- **OBJECTIVE**: Faithfully return all lines, omitting every embedded picture.
>> Start SUPPLIED INFORMATION
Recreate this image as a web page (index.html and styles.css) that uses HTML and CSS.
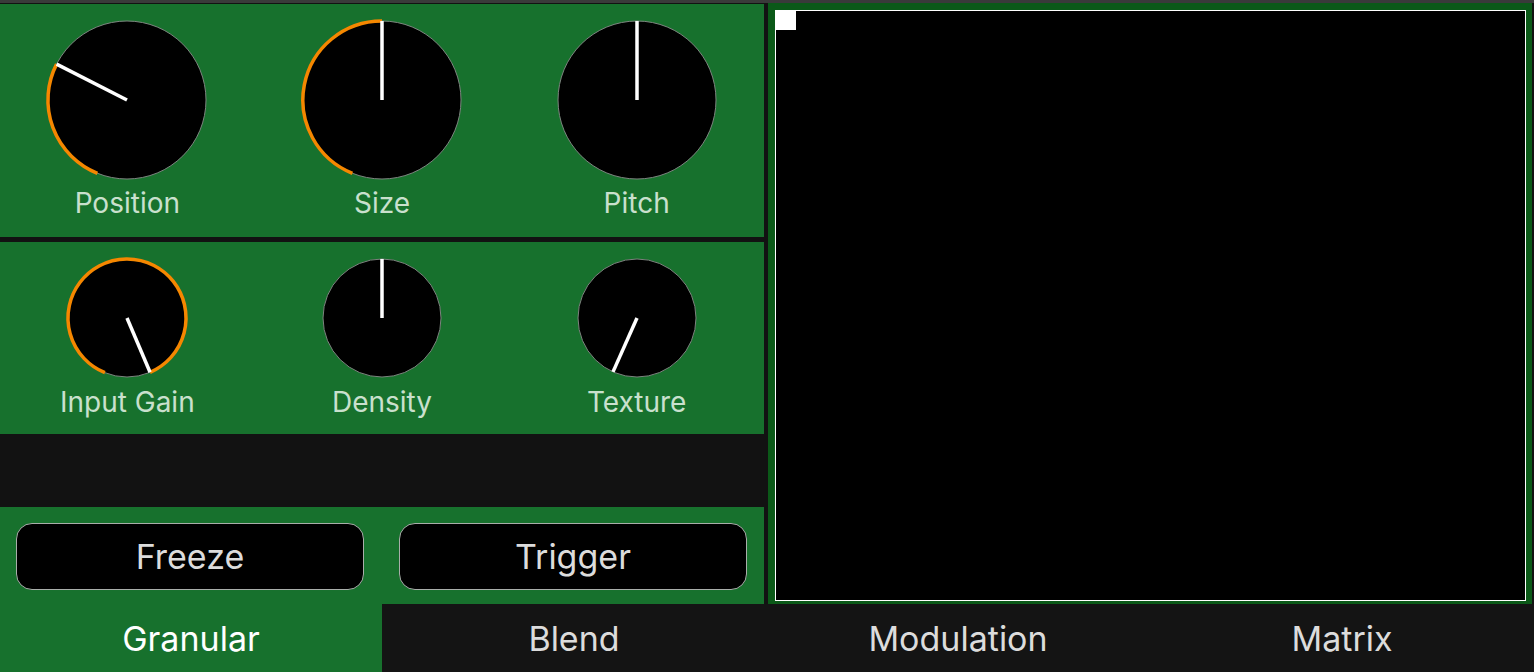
FILE: index.html
```html
<!DOCTYPE html>
<html lang="en">
<head>
  <meta charset="UTF-8" />
  <meta name="viewport" content="width=device-width, initial-scale=1.0" />
  <title>Granular</title>
  <link rel="stylesheet" href="styles.css">
</head>
<body>
  <div class="top-strip"></div>
  <div class="main">
    <div class="left-col">
      <!-- Row 1: big knobs -->
      <div class="panel knobs-big">
        <div class="knob">
          <svg width="166" height="166" viewBox="0 0 166 166">
            <circle class="knob-body" cx="83" cy="83" r="79" />
            <path class="knob-arc" d="M53.4 156.3 A79 79 0 0 1 12.6 47.1" />
            <line class="knob-pointer" x1="83" y1="83" x2="12.6" y2="47.1" />
          </svg>
          <p class="knob-label">Position</p>
        </div>
        <div class="knob">
          <svg width="166" height="166" viewBox="0 0 166 166">
            <circle class="knob-body" cx="83" cy="83" r="79" />
            <path class="knob-arc" d="M53.4 156.3 A79 79 0 0 1 83 4" />
            <line class="knob-pointer" x1="83" y1="83" x2="83" y2="4" />
          </svg>
          <p class="knob-label">Size</p>
        </div>
        <div class="knob">
          <svg width="166" height="166" viewBox="0 0 166 166">
            <circle class="knob-body" cx="83" cy="83" r="79" />
            <line class="knob-pointer" x1="83" y1="83" x2="83" y2="4" />
          </svg>
          <p class="knob-label">Pitch</p>
        </div>
      </div>

      <!-- Row 2: small knobs -->
      <div class="panel knobs-small">
        <div class="knob">
          <svg width="126" height="126" viewBox="0 0 126 126">
            <circle class="knob-body" cx="63" cy="63" r="59" />
            <path class="knob-arc" d="M40.9 117.7 A59 59 0 1 1 86.05 117.3" />
            <line class="knob-pointer" x1="63" y1="63" x2="86.05" y2="117.3" />
          </svg>
          <p class="knob-label">Input Gain</p>
        </div>
        <div class="knob">
          <svg width="126" height="126" viewBox="0 0 126 126">
            <circle class="knob-body" cx="63" cy="63" r="59" />
            <line class="knob-pointer" x1="63" y1="63" x2="63" y2="4" />
          </svg>
          <p class="knob-label">Density</p>
        </div>
        <div class="knob">
          <svg width="126" height="126" viewBox="0 0 126 126">
            <circle class="knob-body" cx="63" cy="63" r="59" />
            <line class="knob-pointer" x1="63" y1="63" x2="39" y2="116.9" />
          </svg>
          <p class="knob-label">Texture</p>
        </div>
      </div>

      <div class="spacer"></div>

      <div class="panel buttons">
        <button class="pad-button">Freeze</button>
        <button class="pad-button">Trigger</button>
      </div>
    </div>

    <div class="xy-panel">
      <div class="xy-pad">
        <div class="xy-handle"></div>
      </div>
    </div>
  </div>

  <nav class="tabs">
    <div class="tab active">Granular</div>
    <div class="tab">Blend</div>
    <div class="tab">Modulation</div>
    <div class="tab">Matrix</div>
  </nav>
</body>
</html>
```

FILE: styles.css
```css
:root {
  --green: #17712d;
  --green-dark: #0b5918;
  --bg: #121212;
  --tab-bg: #141414;
  --orange: #f58700;
  --label: #c9e0cd;
  --button-text: #dcdcdc;
}
* {
  padding: 0;
  margin: 0;
  box-sizing: border-box;
  font-family: 'Inter', 'Noto Sans', sans-serif;
}
body {
  width: 1534px;
  height: 672px;
  background-color: var(--bg);
  overflow: hidden;
  display: flex;
  flex-direction: column;
}
.top-strip {
  height: 3px;
  background-color: #3a3a3a;
}
.main {
  height: 601px;
  display: grid;
  grid-template-columns: 764px 764px;
  gap: 4px;
}
.left-col {
  display: flex;
  flex-direction: column;
  padding-top: 1px;
}
.panel {
  background-color: var(--green);
}
.knobs-big {
  height: 233px;
  display: grid;
  grid-template-columns: repeat(3, 1fr);
  padding-top: 13px;
}
.knobs-small {
  height: 192px;
  margin-top: 5px;
  display: grid;
  grid-template-columns: repeat(3, 1fr);
  padding-top: 13px;
}
.knob {
  display: flex;
  flex-direction: column;
  align-items: center;
}
.knob svg {
  display: block;
}
.knob-body {
  fill: #000;
  stroke: #7d857f;
  stroke-width: 1;
}
.knob-arc {
  fill: none;
  stroke: var(--orange);
  stroke-width: 3.5;
}
.knob-pointer {
  stroke: #fff;
  stroke-width: 3.5;
}
.knob-label {
  font-size: 28px;
  line-height: 34px;
  color: var(--label);
  margin-top: 3px;
}
.knobs-small .knob-label {
  margin-top: 4px;
}
.spacer {
  height: 73px;
}
.buttons {
  flex: 1;
  display: flex;
  gap: 35px;
  padding: 16px 17px 14px 16px;
}
.pad-button {
  flex: 1;
  background-color: #000;
  border: 1px solid #a9aeaa;
  border-radius: 16px;
  color: var(--button-text);
  font-size: 34px;
}
.xy-panel {
  background-color: var(--green-dark);
  padding: 7px 6px 3px 7px;
}
.xy-pad {
  height: 100%;
  background-color: #000;
  border: 1.5px solid #fff;
}
.xy-handle {
  width: 20px;
  height: 19px;
  background-color: #fff;
}
.tabs {
  flex: 1;
  display: grid;
  grid-template-columns: 382px repeat(3, 1fr);
  background-color: var(--tab-bg);
}
.tab {
  display: flex;
  align-items: center;
  justify-content: center;
  font-size: 34px;
  color: var(--button-text);
}
.tab.active {
  background-color: var(--green);
  color: #fff;
}
```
>> End SUPPLIED INFORMATION
- **OUTPUT OF THE TASK**:
Recreate this image as a web page (index.html and styles.css) that uses HTML and CSS.
FILE: index.html
```html
<!DOCTYPE html>
<html lang="en">
<head>
  <meta charset="UTF-8" />
  <meta name="viewport" content="width=device-width, initial-scale=1.0" />
  <title>Granular</title>
  <link rel="stylesheet" href="styles.css">
</head>
<body>
  <div class="top-strip"></div>
  <div class="main">
    <div class="left-col">
      <!-- Row 1: big knobs -->
      <div class="panel knobs-big">
        <div class="knob">
          <svg width="166" height="166" viewBox="0 0 166 166">
            <circle class="knob-body" cx="83" cy="83" r="79" />
            <path class="knob-arc" d="M53.4 156.3 A79 79 0 0 1 12.6 47.1" />
            <line class="knob-pointer" x1="83" y1="83" x2="12.6" y2="47.1" />
          </svg>
          <p class="knob-label">Position</p>
        </div>
        <div class="knob">
          <svg width="166" height="166" viewBox="0 0 166 166">
            <circle class="knob-body" cx="83" cy="83" r="79" />
            <path class="knob-arc" d="M53.4 156.3 A79 79 0 0 1 83 4" />
            <line class="knob-pointer" x1="83" y1="83" x2="83" y2="4" />
          </svg>
          <p class="knob-label">Size</p>
        </div>
        <div class="knob">
          <svg width="166" height="166" viewBox="0 0 166 166">
            <circle class="knob-body" cx="83" cy="83" r="79" />
            <line class="knob-pointer" x1="83" y1="83" x2="83" y2="4" />
          </svg>
          <p class="knob-label">Pitch</p>
        </div>
      </div>

      <!-- Row 2: small knobs -->
      <div class="panel knobs-small">
        <div class="knob">
          <svg width="126" height="126" viewBox="0 0 126 126">
            <circle class="knob-body" cx="63" cy="63" r="59" />
            <path class="knob-arc" d="M40.9 117.7 A59 59 0 1 1 86.05 117.3" />
            <line class="knob-pointer" x1="63" y1="63" x2="86.05" y2="117.3" />
          </svg>
          <p class="knob-label">Input Gain</p>
        </div>
        <div class="knob">
          <svg width="126" height="126" viewBox="0 0 126 126">
            <circle class="knob-body" cx="63" cy="63" r="59" />
            <line class="knob-pointer" x1="63" y1="63" x2="63" y2="4" />
          </svg>
          <p class="knob-label">Density</p>
        </div>
        <div class="knob">
          <svg width="126" height="126" viewBox="0 0 126 126">
            <circle class="knob-body" cx="63" cy="63" r="59" />
            <line class="knob-pointer" x1="63" y1="63" x2="39" y2="116.9" />
          </svg>
          <p class="knob-label">Texture</p>
        </div>
      </div>

      <div class="spacer"></div>

      <div class="panel buttons">
        <button class="pad-button">Freeze</button>
        <button class="pad-button">Trigger</button>
      </div>
    </div>

    <div class="xy-panel">
      <div class="xy-pad">
        <div class="xy-handle"></div>
      </div>
    </div>
  </div>

  <nav class="tabs">
    <div class="tab active">Granular</div>
    <div class="tab">Blend</div>
    <div class="tab">Modulation</div>
    <div class="tab">Matrix</div>
  </nav>
</body>
</html>
```

FILE: styles.css
```css
:root {
  --green: #17712d;
  --green-dark: #0b5918;
  --bg: #121212;
  --tab-bg: #141414;
  --orange: #f58700;
  --label: #c9e0cd;
  --button-text: #dcdcdc;
}
* {
  padding: 0;
  margin: 0;
  box-sizing: border-box;
  font-family: 'Inter', 'Noto Sans', sans-serif;
}
body {
  width: 1534px;
  height: 672px;
  background-color: var(--bg);
  overflow: hidden;
  display: flex;
  flex-direction: column;
}
.top-strip {
  height: 3px;
  background-color: #3a3a3a;
}
.main {
  height: 601px;
  display: grid;
  grid-template-columns: 764px 764px;
  gap: 4px;
}
.left-col {
  display: flex;
  flex-direction: column;
  padding-top: 1px;
}
.panel {
  background-color: var(--green);
}
.knobs-big {
  height: 233px;
  display: grid;
  grid-template-columns: repeat(3, 1fr);
  padding-top: 13px;
}
.knobs-small {
  height: 192px;
  margin-top: 5px;
  display: grid;
  grid-template-columns: repeat(3, 1fr);
  padding-top: 13px;
}
.knob {
  display: flex;
  flex-direction: column;
  align-items: center;
}
.knob svg {
  display: block;
}
.knob-body {
  fill: #000;
  stroke: #7d857f;
  stroke-width: 1;
}
.knob-arc {
  fill: none;
  stroke: var(--orange);
  stroke-width: 3.5;
}
.knob-pointer {
  stroke: #fff;
  stroke-width: 3.5;
}
.knob-label {
  font-size: 28px;
  line-height: 34px;
  color: var(--label);
  margin-top: 3px;
}
.knobs-small .knob-label {
  margin-top: 4px;
}
.spacer {
  height: 73px;
}
.buttons {
  flex: 1;
  display: flex;
  gap: 35px;
  padding: 16px 17px 14px 16px;
}
.pad-button {
  flex: 1;
  background-color: #000;
  border: 1px solid #a9aeaa;
  border-radius: 16px;
  color: var(--button-text);
  font-size: 34px;
}
.xy-panel {
  background-color: var(--green-dark);
  padding: 7px 6px 3px 7px;
}
.xy-pad {
  height: 100%;
  background-color: #000;
  border: 1.5px solid #fff;
}
.xy-handle {
  width: 20px;
  height: 19px;
  background-color: #fff;
}
.tabs {
  flex: 1;
  display: grid;
  grid-template-columns: 382px repeat(3, 1fr);
  background-color: var(--tab-bg);
}
.tab {
  display: flex;
  align-items: center;
  justify-content: center;
  font-size: 34px;
  color: var(--button-text);
}
.tab.active {
  background-color: var(--green);
  color: #fff;
}
```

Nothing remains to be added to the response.